The diversity of movements for positive peace that
have forged new styles of nonviolent communication and socio-political
engagement is so great, in fact, that some system of classification is
needed. Zampaglione divides the
movements he surveys in the ancient world into four forms of pacifism: mystical (Leo Tolstoy, Romain Rolland),
philosophical (St.
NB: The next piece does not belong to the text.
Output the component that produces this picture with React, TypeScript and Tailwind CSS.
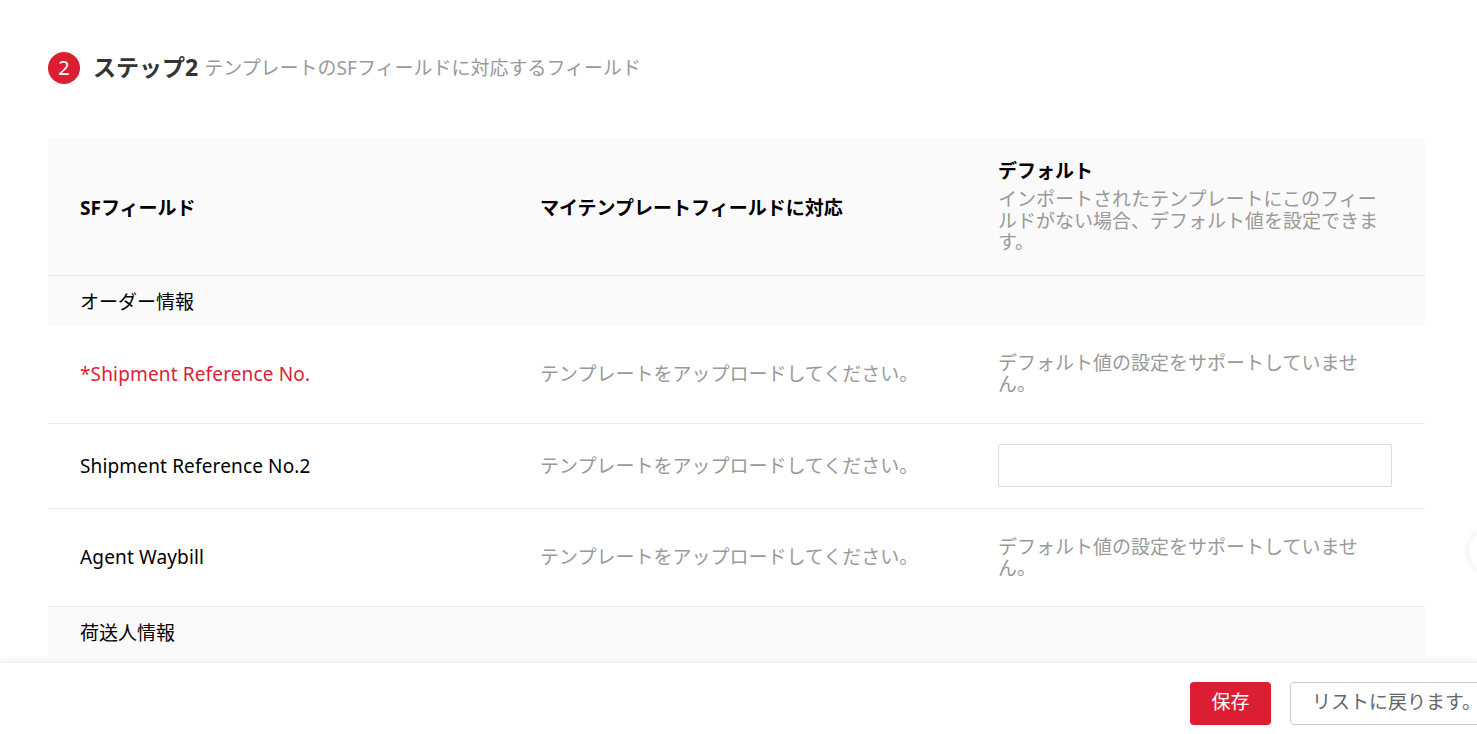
const FONT = "font-['Noto_Sans','Noto_Sans_CJK_JP',sans-serif]";

const NO_TEMPLATE = 'テンプレートをアップロードしてください。';
const NO_DEFAULT = 'デフォルト値の設定をサポートしていません。';

function GroupRow({ label }: { label: string }) {
  return (
    <div className="flex h-[49px] items-center bg-[#fafafa] pl-8 pt-[3px] text-[19px] leading-[21px] text-black">
      {label}
    </div>
  );
}

function FieldRow({ name, required, hasInput, height }: { name: string; required?: boolean; hasInput?: boolean; height: string }) {
  return (
    <div className={`grid grid-cols-[460px_458px_459px] items-center border-b border-[#e8e8e8] ${height}`}>
      <div className={`pl-8 text-[19px] leading-[21px] tracking-[0.15px] ${required ? 'text-[#dc1e32]' : 'text-black'}`}>{name}</div>
      <div className="pl-8 text-[19px] leading-[21px] text-[#999]">{NO_TEMPLATE}</div>
      <div className="pl-8 pr-[33px]">
        {hasInput ? (
          <input className="mb-[2px] block h-[43px] w-full rounded-[2px] border border-[#dcdcdc] bg-white" />
        ) : (
          <p className="pr-2 text-[19px] leading-[21px] text-[#999]">{NO_DEFAULT}</p>
        )}
      </div>
    </div>
  );
}

export default function App() {
  return (
    <div className={`relative flex h-[734px] w-[1477px] flex-col overflow-hidden bg-white ${FONT}`}>
      <div className="min-h-0 flex-1 overflow-hidden px-12 pt-[50px]">
        {/* Step title */}
        <div className="flex h-[36px] items-center">
          <span className="flex h-8 w-8 items-center justify-center rounded-full bg-[#dc1e32] text-[20px] text-white">2</span>
          <span className="mb-[3px] ml-[13px] text-[23px] font-bold leading-8 text-[#333]">ステップ2</span>
          <span className="mb-px ml-[6px] text-[19px] leading-8 text-[#999]">テンプレートのSFフィールドに対応するフィールド</span>
        </div>

        {/* Mapping table */}
        <div className="mt-[52px] w-[1377px]">
          <div className="grid h-[138px] grid-cols-[460px_458px_459px] items-center border-b border-[#e8e8e8] bg-[#fafafa] pt-[3px] text-[19px] font-bold leading-[21px] text-black">
            <div className="pl-8">SFフィールド</div>
            <div className="pl-8">マイテンプレートフィールドに対応</div>
            <div className="pb-px pl-8 pr-[46px]">
              <div className="mb-[7px]">デフォルト</div>
              <div className="font-normal leading-[21.5px] text-[#999]">インポートされたテンプレートにこのフィールドがない場合、デフォルト値を設定できます。</div>
            </div>
          </div>
          <GroupRow label="オーダー情報" />
          <FieldRow name="*Shipment Reference No." required height="h-[99px]" />
          <FieldRow name="Shipment Reference No.2" hasInput height="h-[85px]" />
          <FieldRow name="Agent Waybill" height="h-[98px]" />
          <GroupRow label="荷送人情報" />
        </div>
      </div>

      {/* Floating handle at the window edge */}
      <div className="absolute left-[1469px] top-[529px] h-11 w-11 rounded-full bg-white shadow-[0_0_8px_rgba(0,0,0,0.1)]" />

      {/* Footer */}
      <div className="flex h-[72px] shrink-0 items-start gap-[19px] border-t border-[#eeeef0] bg-white pl-[1190px] pt-[19px] shadow-[0_-3px_6px_rgba(0,0,0,0.05)]">
        <button className="h-[43px] w-[81px] shrink-0 rounded-[4px] bg-[#dc1e32] pb-[3px] text-[19px] text-white">保存</button>
        <button className="h-[43px] w-[210px] shrink-0 rounded-[4px] border border-[#ccc] bg-white pb-[3px] pl-[21px] text-left text-[19px] text-[#666]">リストに戻ります。</button>
      </div>
    </div>
  );
}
Augustine, Abbé de Saint-Pierre, Kant, Bertrand
Russell, and John Dewey), sociological (Auguste Comte, Henri Saint-Simon, and
Charles Fourier), political (Bohemian King George of Podebrad, Maximilien de
Béthume duc de Sully).
Duane Cady distinguishes deontological pacifism that is based on a
commitment to principles, such as the rejection of violence, from
consequentialist pacifism that is based on an assessment of the results of
actions, such as the destruction of war.
Deontological pacifism ranges from the absolute form, in which
individuals refuse to resort to any use of violence, to cases in which
nonlethal force and even lethal force violence may be used by individuals who
accept personal responsibility for their actions. Consequentialist pacifism ranges from cases in which our
knowledge is simply too limited to judge whether resort to arms is justified to
cases based on our knowledge that the technology of war makes the results too
grim and on the simple pragmatic conclusion that wars generally do more harm
than good.
On some occasions, those seeking a language of positive
peace fall silent at least briefly, especially after the occurrence of
war. Kant suggests that after any
war a day of atonement is appropriate in which the "victors" ask for
forgiveness for the "great sin" of the human race, namely, the
failure to establish a genuine and lasting peace. Immediately following the atomic bombing of Hiroshima,
Albert Camus advised that this event called for much reflection and "a
good deal of silence." At
other times, advocates of positive peace are compelled to break the silence in
order to respond to injustice.
While adhering to principles of nonviolence, as Gene Sharp has noted,
various levels of protest, noncooperation, and even intervention can be
pursued. In these ways, the
language of positive peace has a variety of correlative nonviolent actions by
means of which to continue politics by the same means--by more intensive means
of diplomacy, rather than turning to war, which von Clausewitz defined as the
pursuit of "politics by other means."
The language of positive peace is democratic rather
than authoritarian, dialogical rather than monological, receptive rather than
aggressive, meditative rather than calculative. The language of positive peace is not passive in the sense
of avoiding engagement; it is pacific in the sense of seeking to actively build
lasting peace and justice. The
language of positive peace, a genuinely pacific discourse, provides a way of
perceiving and communicating that frees us to the diversity and open-endedness
of life rather than the sameness and finality of death. The language of positive peace can
provide the communicative means to overcome linguistic violence and linguistic
alienation. Pacific discourse, in
providing an alternative to the language of war and even to the language of
negative peace, is a voice of hope and empowerment.